Destination Gateway Message Handling

Note that the Timestamp field is reused and authenticated by the encrypted inner payload; It is the cleartext Additional Data field, which is authenticated but not encrypted by our AEAD cipher:

func proc(msg) {
	if (len(msg.Auth) + len(msg.DestGW) + len(msg.Payload) + len(msg.Padding) != packetSize { 
	// Log Error UNTRUSTWORTHY INGRESS GATEWAY!!!
	// Drop packet
	}
	if !checkTimestamp(msg.Timestamp) {
	// Drop packet
	}

	encMsg := EncryptedMessage{}
	err := encMsg.Unmarshal(msg.Payload)
	if err != nil {
	// Log error
	// Drop
	}

	// Function call model (which gives full stack trace on error)
	procEncMsg(msg.ClientID, Timestamp, encMsg)
}

Destination Gateway Payload Decryption

func procEncrMsg(ClientID, Timestamp, msg)
{
	encMsg := EncryptedMessage{}
	err := encMsg.Unmarshal(msg)
	if err != nil { … } 

	//              vvv - this is the shared secret part
	ClientGWSharedSecret = KDF(ClientID, MyGWSecret)
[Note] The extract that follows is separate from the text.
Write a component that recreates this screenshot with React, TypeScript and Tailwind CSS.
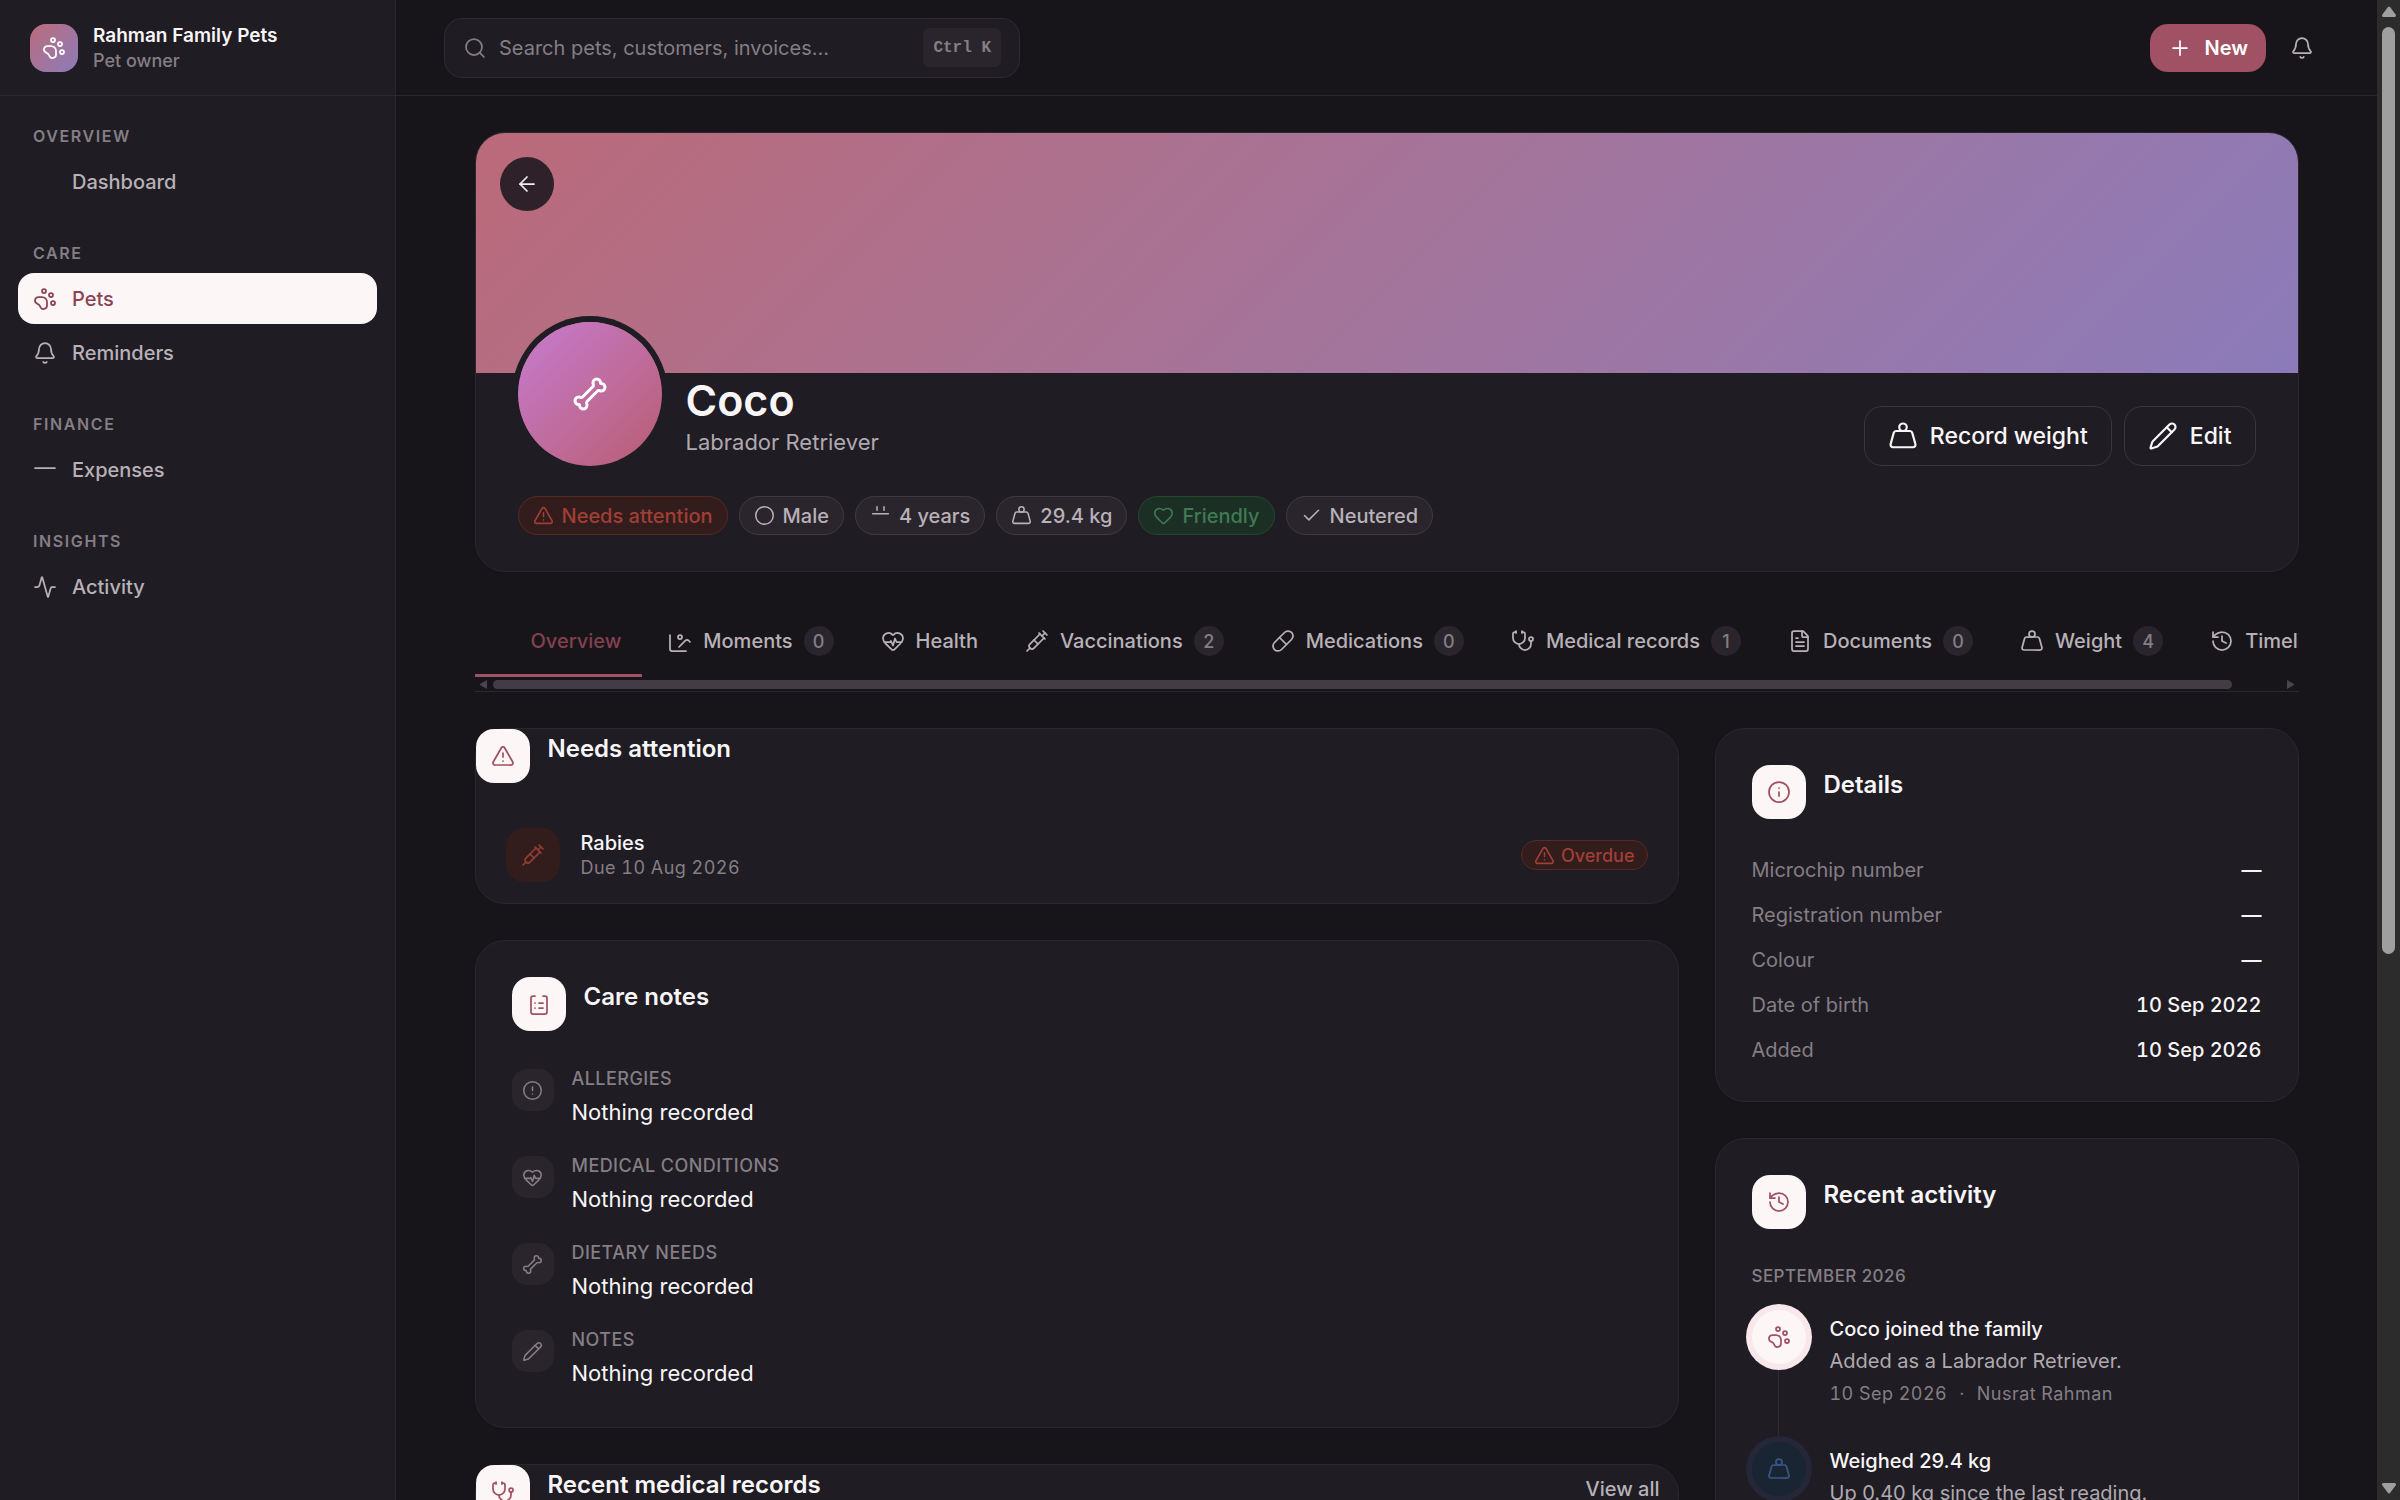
import type { ComponentType, ReactNode } from "react";
import {
  Activity,
  ArrowLeft,
  Bell,
  Bone,
  Check,
  Circle,
  CircleAlert,
  FileText,
  Heart,
  HeartPulse,
  History,
  Info,
  PawPrint,
  Pencil,
  Pill,
  Plus,
  Search,
  Stethoscope,
  Syringe,
  TriangleAlert,
  Weight,
} from "lucide-react";
import clsx from "clsx";

interface IconProps {
  className?: string;
  strokeWidth?: number;
}

type Icon = ComponentType<IconProps>;

const STROKE = 1.75;

function Glyph({
  className,
  strokeWidth = STROKE,
  children,
}: IconProps & { children?: ReactNode }) {
  return (
    <svg
      viewBox="0 0 24 24"
      fill="none"
      stroke="currentColor"
      strokeWidth={strokeWidth}
      strokeLinecap="round"
      strokeLinejoin="round"
      className={className}
      aria-hidden="true"
    >
      {children}
    </svg>
  );
}

const Blank: Icon = (props) => <Glyph {...props} />;

const Line: Icon = (props) => (
  <Glyph {...props}>
    <path d="M2 10h20" />
  </Glyph>
);

const Calendar: Icon = (props) => (
  <Glyph {...props}>
    <path d="M8 2v4" />
    <path d="M16 2v4" />
    <path d="M3 10h18" />
  </Glyph>
);

const Images: Icon = (props) => (
  <Glyph {...props}>
    <path d="M18 22H4a2 2 0 0 1-2-2V6" />
    <path d="m22 13-1.296-1.296a2.41 2.41 0 0 0-3.408 0L11 18" />
    <circle cx="12" cy="8" r="2" />
  </Glyph>
);

const Clipboard: Icon = (props) => (
  <Glyph {...props}>
    <path d="M16 4h2a2 2 0 0 1 2 2v14a2 2 0 0 1-2 2H6a2 2 0 0 1-2-2V6a2 2 0 0 1 2-2h2" />
    <path d="M12 11h4" />
    <path d="M12 16h4" />
    <path d="M8 11h.01" />
    <path d="M8 16h.01" />
  </Glyph>
);

const NAV: { label: string; items: { label: string; icon: Icon }[] }[] = [
  { label: "Overview", items: [{ label: "Dashboard", icon: Blank }] },
  {
    label: "Care",
    items: [
      { label: "Pets", icon: PawPrint },
      { label: "Reminders", icon: Bell },
    ],
  },
  { label: "Finance", items: [{ label: "Expenses", icon: Line }] },
  { label: "Insights", items: [{ label: "Activity", icon: Activity }] },
];

const CHIPS: { label: string; icon: Icon; tone: Tone }[] = [
  { label: "Needs attention", icon: TriangleAlert, tone: "danger" },
  { label: "Male", icon: Circle, tone: "neutral" },
  { label: "4 years", icon: Calendar, tone: "neutral" },
  { label: "29.4 kg", icon: Weight, tone: "neutral" },
  { label: "Friendly", icon: Heart, tone: "success" },
  { label: "Neutered", icon: Check, tone: "neutral" },
];

const TABS: { label: string; icon: Icon; count?: number }[] = [
  { label: "Overview", icon: Blank },
  { label: "Moments", icon: Images, count: 0 },
  { label: "Health", icon: HeartPulse },
  { label: "Vaccinations", icon: Syringe, count: 2 },
  { label: "Medications", icon: Pill, count: 0 },
  { label: "Medical records", icon: Stethoscope, count: 1 },
  { label: "Documents", icon: FileText, count: 0 },
  { label: "Weight", icon: Weight, count: 4 },
  { label: "Timeline", icon: History },
];

const CARE_NOTES: { label: string; icon: Icon }[] = [
  { label: "Allergies", icon: CircleAlert },
  { label: "Medical conditions", icon: HeartPulse },
  { label: "Dietary needs", icon: Bone },
  { label: "Notes", icon: Pencil },
];

const DETAILS = [
  ["Microchip number", "—"],
  ["Registration number", "—"],
  ["Colour", "—"],
  ["Date of birth", "10 Sep 2022"],
  ["Added", "10 Sep 2026"],
];

type Tone = "neutral" | "danger" | "success";

const TONES: Record<Tone, string> = {
  neutral: "border-[#403a42] bg-[#2a252c] text-[#b8b1b7]",
  danger: "border-[#562a23] bg-[#321d1c] text-[#a03f36]",
  success: "border-[#22482f] bg-[#1b2f24] text-[#3f7a54]",
};

function Sidebar() {
  return (
    <aside className="flex w-[396px] shrink-0 flex-col border-r border-[#2b272e] bg-[#1f1c23]">
      <div className="flex h-24 shrink-0 items-center gap-[15px] border-b border-[#2b272e] px-[30px]">
        <div className="flex size-12 items-center justify-center rounded-2xl bg-linear-135 from-[#bb6a79] to-[#8b7bba] text-white">
          <PawPrint className="size-6" strokeWidth={STROKE} />
        </div>
        <div>
          <div className="text-[19px] leading-[26px] font-semibold text-[#f8f5f7]">
            Rahman Family Pets
          </div>
          <div className="text-[18px] leading-6 font-medium text-[#857e85]">
            Pet owner
          </div>
        </div>
      </div>

      <nav className="flex flex-col gap-[34px] px-[18px] pt-7">
        {NAV.map((section) => (
          <div key={section.label}>
            <h2 className="mb-2 px-[15px] text-[16px] leading-6 font-semibold tracking-widest text-[#857e85] uppercase">
              {section.label}
            </h2>
            <div className="flex flex-col gap-[3px]">
              {section.items.map(({ label, icon: ItemIcon }) => (
                <a
                  key={label}
                  href="#"
                  className={clsx(
                    "flex h-[51px] items-center gap-[15px] rounded-2xl px-[15px] text-[20px] font-medium",
                    label === "Pets"
                      ? "bg-[#fcf6f7] text-[#8a4454]"
                      : "text-[#b8b1b7]",
                  )}
                >
                  <ItemIcon className="size-6" strokeWidth={STROKE} />
                  {label}
                </a>
              ))}
            </div>
          </div>
        ))}
      </nav>
    </aside>
  );
}

function TopBar() {
  return (
    <header className="flex h-24 shrink-0 items-center border-b border-[#2b272e] px-12">
      <label className="flex h-[60px] w-full max-w-[576px] items-center gap-3 rounded-[18px] border border-[#2f2b32] bg-[#1f1c23] px-[18px] text-[#857e85]">
        <Search className="size-6 shrink-0" strokeWidth={STROKE} />
        <input
          type="search"
          aria-label="Search"
          placeholder="Search pets, customers, invoices…"
          className="min-w-0 flex-1 bg-transparent text-[20px] outline-none placeholder:text-[#857e85]"
        />
        <kbd className="flex h-[39px] items-center rounded-md bg-[#2a252c] px-[10px] font-['Liberation_Mono',monospace] text-[16px] leading-6 font-bold">
          Ctrl K
        </kbd>
      </label>

      <div className="ml-auto flex items-center gap-[9px]">
        <button className="flex h-12 items-center gap-[13px] rounded-[18px] bg-[#a05264] px-[18px] text-[20px] font-semibold text-white">
          <Plus className="size-6" strokeWidth={STROKE} />
          New
        </button>
        <button
          aria-label="Notifications"
          className="flex size-[54px] items-center justify-center text-[#b8b1b7]"
        >
          <Bell className="size-6" strokeWidth={STROKE} />
        </button>
      </div>
    </header>
  );
}

function Hero() {
  return (
    <section className="relative overflow-hidden rounded-[30px] border border-[#2b272e] bg-[#1f1c23]">
      <div className="h-60 bg-linear-135 from-[#bb6a79] to-[#8b7bba]" />
      <button
        aria-label="Back"
        className="absolute top-6 left-6 flex size-[54px] items-center justify-center rounded-full bg-[#2e2129] text-[#f3eef1]"
      >
        <ArrowLeft className="size-6" strokeWidth={STROKE} />
      </button>

      <div className="relative -mt-[51px] px-[42px] pb-9">
        <div className="flex items-end gap-6">
          <div className="flex size-36 items-center justify-center rounded-full bg-linear-135 from-[#c77bd0] to-[#b95c70] text-white ring-6 ring-[#1f1c23]">
            <Bone className="size-9" strokeWidth={2} />
          </div>
          <div className="flex-1 pb-[6px]">
            <h1 className="text-[43px] leading-[48px] font-semibold text-[#f8f5f7]">
              Coco
            </h1>
            <p className="text-[22px] leading-9 text-[#b0a9b0]">
              Labrador Retriever
            </p>
          </div>
          <div className="flex gap-3">
            <HeroButton icon={Weight}>Record weight</HeroButton>
            <HeroButton icon={Pencil}>Edit</HeroButton>
          </div>
        </div>

        <div className="mt-[30px] flex gap-[11px]">
          {CHIPS.map(({ label, icon: ChipIcon, tone }) => (
            <span
              key={label}
              className={clsx(
                "flex h-[39px] items-center gap-2 rounded-full border px-[14px] text-[20px] font-medium",
                TONES[tone],
              )}
            >
              <ChipIcon className="size-[21px]" strokeWidth={STROKE} />
              {label}
            </span>
          ))}
        </div>
      </div>
    </section>
  );
}

function HeroButton({
  icon: ButtonIcon,
  children,
}: {
  icon: Icon;
  children: ReactNode;
}) {
  return (
    <button className="flex h-[60px] items-center gap-3 rounded-[18px] border border-[#3a353c] px-[23px] text-[23px] font-medium text-[#f8f5f7]">
      <ButtonIcon className="size-[30px]" strokeWidth={STROKE} />
      {children}
    </button>
  );
}

function Tabs() {
  return (
    <div className="border-b border-[#2b272e]">
      <div role="tablist" className="flex gap-[5px] overflow-hidden">
        {TABS.map(({ label, icon: TabIcon, count }, i) => (
          <button
            key={label}
            role="tab"
            aria-selected={i === 0}
            className={clsx(
              "flex h-[69px] shrink-0 items-center gap-[11px] border-b-3 px-[21px] text-[20px] font-medium",
              i === 0
                ? "border-[#a05264] text-[#84404f]"
                : "border-transparent text-[#b8b1b7]",
            )}
          >
            <TabIcon className="size-6" strokeWidth={STROKE} />
            {label}
            {count !== undefined && (
              <span className="flex size-[30px] items-center justify-center rounded-full bg-[#2a252c] text-[18px] text-[#857e85]">
                {count}
              </span>
            )}
          </button>
        ))}
      </div>

      {/* Horizontal scroll track */}
      <div
        className="flex h-[14px] items-center gap-[6px] px-[5px]"
        aria-hidden="true"
      >
        <svg viewBox="0 0 7 9" className="h-[9px] w-[7px] fill-[#4b444d]">
          <path d="M7 0v9L0 5V4z" />
        </svg>
        <div className="flex-1">
          <div className="h-[9px] w-36/37 rounded-full bg-[#443c45]" />
        </div>
        <svg viewBox="0 0 7 9" className="h-[9px] w-[7px] fill-[#4b444d]">
          <path d="M0 0v9l7-4V4z" />
        </svg>
      </div>
    </div>
  );
}

function Card({
  children,
  className,
}: {
  children: ReactNode;
  className?: string;
}) {
  return (
    <section
      className={clsx(
        "rounded-[30px] border border-[#2b272e] bg-[#1f1c23]",
        className,
      )}
    >
      {children}
    </section>
  );
}

function CardHeader({
  icon: HeaderIcon,
  title,
  action,
}: {
  icon: Icon;
  title: string;
  action?: ReactNode;
}) {
  return (
    <div className="flex items-start gap-[18px]">
      <div className="flex size-[54px] items-center justify-center rounded-[18px] bg-[#fcf6f7] text-[#a05264]">
        <HeaderIcon className="size-6" strokeWidth={STROKE} />
      </div>
      <h3 className="flex-1 text-[24px] leading-10 font-semibold text-[#f8f5f7]">
        {title}
      </h3>
      {action}
    </div>
  );
}

function NeedsAttention() {
  return (
    <Card>
      <CardHeader icon={TriangleAlert} title="Needs attention" />
      <div className="mt-6 flex items-center gap-[21px] px-[30px] py-[21px]">
        <div className="flex size-[54px] items-center justify-center rounded-[18px] bg-[#321d1c] text-[#8f3f30]">
          <Syringe className="size-6" strokeWidth={STROKE} />
        </div>
        <div className="flex-1">
          <div className="text-[20px] leading-[26px] font-medium text-[#f8f5f7]">
            Rabies
          </div>
          <div className="text-[18px] leading-6 tracking-wide text-[#857e85] tabular-nums">
            Due 10 Aug 2026
          </div>
        </div>
        <span
          className={clsx(
            "flex h-[30px] items-center gap-[6px] rounded-full border px-3 text-[18px] font-medium",
            TONES.danger,
          )}
        >
          <TriangleAlert className="size-[21px]" strokeWidth={STROKE} />
          Overdue
        </span>
      </div>
    </Card>
  );
}

function CareNotes() {
  return (
    <Card className="p-9">
      <CardHeader icon={Clipboard} title="Care notes" />
      <dl className="mt-9 flex flex-col gap-6">
        {CARE_NOTES.map(({ label, icon: NoteIcon }) => (
          <div key={label} className="flex items-start gap-[18px]">
            <div className="mt-[2px] flex size-[42px] items-center justify-center rounded-[15px] bg-[#2a252c] text-[#857e85]">
              <NoteIcon className="size-[21px]" strokeWidth={STROKE} />
            </div>
            <div>
              <dt className="text-[18px] leading-6 font-medium tracking-wide text-[#857e85] uppercase">
                {label}
              </dt>
              <dd className="mt-[3px] text-[22px] leading-9 text-[#f8f5f7]">
                Nothing recorded
              </dd>
            </div>
          </div>
        ))}
      </dl>
    </Card>
  );
}

function MedicalRecords() {
  return (
    <Card>
      <CardHeader
        icon={Stethoscope}
        title="Recent medical records"
        action={
          <button className="h-12 px-[18px] text-[20px] font-medium text-[#b8b1b7]">
            View all
          </button>
        }
      />
      <div className="h-40" />
    </Card>
  );
}

function Details() {
  return (
    <Card className="p-9">
      <CardHeader icon={Info} title="Details" />
      <dl className="mt-9 flex flex-col gap-[15px]">
        {DETAILS.map(([label, value]) => (
          <div
            key={label}
            className="flex justify-between text-[20px] leading-[30px]"
          >
            <dt className="text-[#857e85]">{label}</dt>
            <dd className="font-medium text-[#f8f5f7] tabular-nums">{value}</dd>
          </div>
        ))}
      </dl>
    </Card>
  );
}

function RecentActivity() {
  return (
    <Card className="p-9">
      <CardHeader icon={History} title="Recent activity" />
      <h4 className="mt-[35px] text-[17px] leading-6 font-medium tracking-wide text-[#857e85] uppercase">
        September 2026
      </h4>
      <div className="mt-[22px]">
        <ActivityItem
          icon={PawPrint}
          iconClass="bg-[#fcf6f7] text-[#a05264] ring-[#f8e8eb]"
          title="Coco joined the family"
          text="Added as a Labrador Retriever."
        />
        <ActivityItem
          icon={Weight}
          iconClass="bg-[#1a2533] text-[#3b5585] ring-[#252637]"
          title="Weighed 29.4 kg"
          text="Up 0.40 kg since the last reading."
        />
      </div>
    </Card>
  );
}

function ActivityItem({
  icon: ItemIcon,
  iconClass,
  title,
  text,
}: {
  icon: Icon;
  iconClass: string;
  title: string;
  text: string;
}) {
  return (
    <div className="flex gap-6">
      <div className="flex flex-col items-center gap-[6px]">
        <div
          className={clsx(
            "flex size-[54px] items-center justify-center rounded-full ring-6",
            iconClass,
          )}
        >
          <ItemIcon className="size-6" strokeWidth={STROKE} />
        </div>
        <div className="w-px flex-1 bg-[#302b33]" />
      </div>
      <div className="pt-1 pb-9">
        <div className="text-[20px] leading-[30px] font-medium text-[#f8f5f7]">
          {title}
        </div>
        <div className="mt-[2px] text-[20px] leading-[30px] text-[#b0a9b0]">
          {text}
        </div>
        <div className="mt-[6px] flex gap-3 text-[18px] leading-6 tracking-wide text-[#857e85] tabular-nums">
          <span>10 Sep 2026</span>
          <span>·</span>
          <span>Nusrat Rahman</span>
        </div>
      </div>
    </div>
  );
}

function PageScrollbar() {
  return (
    <div
      className="flex h-full w-[23px] shrink-0 flex-col items-center bg-[#2c2c2c] py-[6px]"
      aria-hidden="true"
    >
      <svg viewBox="0 0 14 11" className="h-[11px] w-[14px] fill-[#9f9f9f]">
        <path d="M6 1Q7 0 8 1l6 8q0 2-1 2H1Q0 11 0 9z" />
      </svg>
      <div className="mt-[10px] w-[13px] flex-1">
        <div className="h-7/11 rounded-full bg-[#9f9f9f]" />
      </div>
      <svg viewBox="0 0 14 11" className="h-[11px] w-[14px] fill-[#9f9f9f]">
        <path d="M6 10q1 1 2 0l6-8q0-2-1-2H1Q0 0 0 2z" />
      </svg>
    </div>
  );
}

export default function App() {
  return (
    <div className="flex h-screen overflow-hidden bg-[#17151a] font-['Inter',sans-serif]">
      <Sidebar />
      <div className="flex min-w-0 flex-1 flex-col">
        <TopBar />
        <main className="min-h-0 flex-1 overflow-hidden">
          <div className="mx-auto flex max-w-[1920px] flex-col gap-9 px-12 py-9">
            <Hero />
            <Tabs />
            <div className="grid grid-cols-12 items-start gap-9">
              <div className="col-span-8 flex flex-col gap-9">
                <NeedsAttention />
                <CareNotes />
                <MedicalRecords />
              </div>
              <div className="col-span-4 flex flex-col gap-9">
                <Details />
                <RecentActivity />
              </div>
            </div>
          </div>
        </main>
      </div>
      <PageScrollbar />
    </div>
  );
}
	msgBytes := AEADDecrypt(encMsg.Ciphertext, encMsg.Nonce, ClientGWSharedSecret, 
		Timestamp)   // <<-- Option 1: Timestamp passed in as unencrypted authenticated data 
                     // which is used to validate message and timestamp
					 // Option 2: Pass timestamp into the KDF. 

	procMsg(ClientID, Timestamp, msgBytes)
}

Destination Gateway Decrypted Payload Processing

This messaging handler only needs to know how to process messages sent by the client. Gateway gossip messages will use a different handler.

Mix Strategy

Timed batch mix strategies might be the lowest latency possible while still providing good entropic mixing. However we might be interested in blending different latency traffic which is discussed here:

Blending different latency traffic with alpha-mixing

Likewise mixing could potentially be implemented with a continuous time mixing as in the case of Stop and Go and Poisson mix strategies. Either way there must be some mixing delay added in order to not allow for trivial timing correlations between input and output messages.

All traffic being mixed, even Gateway gossip traffic, must incur mixing latency.